Big data and IoT 'will bring £322bn to UK economy by 2020'
Manufacturing, professional services, retail banking and telecoms will benefit the most
Big data analytics and the internet of things (IoT) are set to contribute around £322 billion to the economy over five years, according to economics think tank Cebr.
The figures for 2015-2020 come from research by the Centre for Economics and Business Research (Cebr) and analytics software firm SAS, and follow Cebr's 2012 research into the impact of big data on the UK economy between 2012 and 2017.
Mark Wilkinson, SAS regional vice president for Northern Europe and Russia, said: "The combined benefits of IoT and big data will fuel our economy like nothing else. The global environment continues to be in a state of flux, with only one thing certain – that everything is changing.
"Just under half of UK businesses are not using any form of big data analytics, and those that are will sometimes be using it infrequently in just one or a few areas of the business. Less than one in three have adopted IoT."
Adoption of big data analytics alone is estimated to bring in around £40 billion a year to the UK economy until 2020.
Meanwhile, the cumulative value of data equity is estimated to be £241 billion, made up of £220 billion in efficiency savings, £12 billion from innovation and £8 billion from business creation.
The economic benefit of IoT will be similarly huge, the report found, with the technology expected to contribute £81 billion to the economy over the five year period. Last year, the estimated value of IoT totalled around £13 billion, expected to rise to £16 billion by 2020.
SAS said manufacturing, professional services, retail banking and telecoms would benefit the most, and IoT adoption is expected to rise from 30 per cent to 43 per cent across all industries.
Graham Brough, Cebr CEO, said: "Collecting and storing data is only the beginning. It is the application of analytics that allows the UK to harness the benefits of big data and the IoT. Our research finds that the majority of firms have implemented between one and three big data analytics solutions.

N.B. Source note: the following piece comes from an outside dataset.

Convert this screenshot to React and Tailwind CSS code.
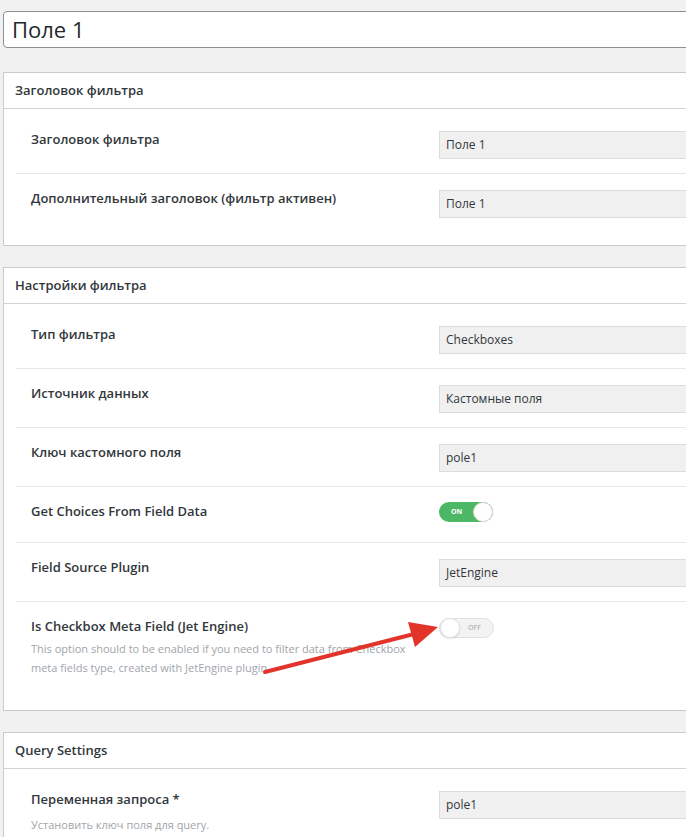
import React from 'react';

const font = { fontFamily: '"Open Sans", "Noto Sans", sans-serif' };

function TextInput({ value }) {
  return (
    <div className="h-[28px] flex-1 flex items-center border border-[#dcdcdc] bg-[#f0f0f0] pl-[6px] text-[12px] text-[#32373c]">
      {value}
    </div>
  );
}

function Toggle({ on }) {
  if (on) {
    return (
      <div className="relative h-[20px] w-[54px] rounded-full bg-[#4cb866]">
        <span className="absolute left-[12px] top-[5px] text-[7px] font-bold leading-[10px] text-white">ON</span>
        <span className="absolute right-0 top-0 h-[20px] w-[20px] rounded-full border border-[#d8d8d8] bg-white" />
      </div>
    );
  }
  return (
    <div className="relative h-[20px] w-[55px] rounded-full border border-[#e0e0e0] bg-[#f3f3f3]">
      <span className="absolute left-0 top-[-1px] h-[20px] w-[20px] rounded-full border border-[#e4e4e4] bg-white shadow-[0_1px_2px_rgba(0,0,0,0.12)]" />
      <span className="absolute right-[12px] top-[4px] text-[7px] font-semibold leading-[10px] text-[#b5b5b5]">OFF</span>
    </div>
  );
}

// pad: tailwind classes for the row's vertical padding
function Row({ label, desc, children, pad = 'pt-4 pb-[14px]', labelShift = 'mt-[-1px]', last }) {
  return (
    <div className={`flex ml-[12px] ${last ? '' : 'border-b border-[#e6e6e6]'} ${pad}`}>
      <div className="w-[423px] shrink-0 pl-[15px] pr-4">
        <div className={`text-[13px] font-semibold leading-[18px] text-[#32373c] ${labelShift}`}>{label}</div>
        {desc && (
          <div className={`max-w-[385px] text-[11px] leading-[19px] text-[#a0a5aa] ${desc.mt}`}>{desc.text}</div>
        )}
      </div>
      <div className="flex flex-1 items-start">{children}</div>
    </div>
  );
}

function Panel({ title, children }) {
  return (
    <div className="border border-[#c8cacc] bg-white">
      <div className="flex h-[36px] items-center border-b border-[#d0d2d4] pl-[11px] text-[13px] font-semibold text-[#32373c]">
        {title}
      </div>
      <div className="pt-[6px] pb-[13px]">{children}</div>
    </div>
  );
}

export default function App() {
  return (
    <div className="relative h-[837px] w-[686px] overflow-hidden bg-[#f1f1f1]" style={font}>
      <div className="w-[760px] pl-[3px] pt-[11px]">
        <div className="flex h-[37px] items-center rounded-[4px] border border-[#8c8f94] bg-white pl-[8px] text-[22px] text-[#23282d]">
          Поле 1
        </div>

        <div className="mt-[24px] flex flex-col gap-[21px]">
          <Panel title="Заголовок фильтра">
            <Row label="Заголовок фильтра">
              <TextInput value="Поле 1" />
            </Row>
            <Row label="Дополнительный заголовок (фильтр активен)" last>
              <TextInput value="Поле 1" />
            </Row>
          </Panel>

          <Panel title="Настройки фильтра">
            <Row label="Тип фильтра">
              <TextInput value="Checkboxes" />
            </Row>
            <Row label="Источник данных">
              <TextInput value="Кастомные поля" />
            </Row>
            <Row label="Ключ кастомного поля">
              <TextInput value="pole1" />
            </Row>
            <Row label="Get Choices From Field Data" pad="pt-[15px] pb-[20px]" labelShift="">
              <Toggle on />
            </Row>
            <Row label="Field Source Plugin">
              <TextInput value="JetEngine" />
            </Row>
            <Row
              label="Is Checkbox Meta Field (Jet Engine)"
              pad="pt-4 pb-[20px]"
              last
              desc={{
                text: 'This option should to be enabled if you need to filter data from Checkbox meta fields type, created with JetEngine plugin',
                mt: 'mt-[4px]',
              }}
            >
              <Toggle />
            </Row>
          </Panel>

          <Panel title="Query Settings">
            <Row
              label="Переменная запроса *"
              last
              desc={{ text: 'Установить ключ поля для query.', mt: 'mt-[7px]' }}
            >
              <TextInput value="pole1" />
            </Row>
          </Panel>
        </div>
      </div>

      {/* red annotation arrow */}
      <svg className="pointer-events-none absolute left-0 top-0" width="686" height="837" viewBox="0 0 686 837">
        <line x1="265" y1="672" x2="414" y2="634" stroke="#e3342b" strokeWidth="4" strokeLinecap="round" />
        <polygon points="438,627 408,622 415,647" fill="#e3342b" />
      </svg>
    </div>
  );
}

"However, the key is making sure those solutions are extracting maximum insight which is then turned into business actions. IoT is earlier in its lifecycle, and will provide more data for analysis in areas that may be new to analytics, reinforcing the potential benefits to the UK economy."
The report's findings were based on 409 online interviews of IT decision makers across manufacturing, retail, insurance, investment banking, retail banking, government, healthcare, energy/utilities, transport/logistics, telecoms and professional services, conducted by Opinium.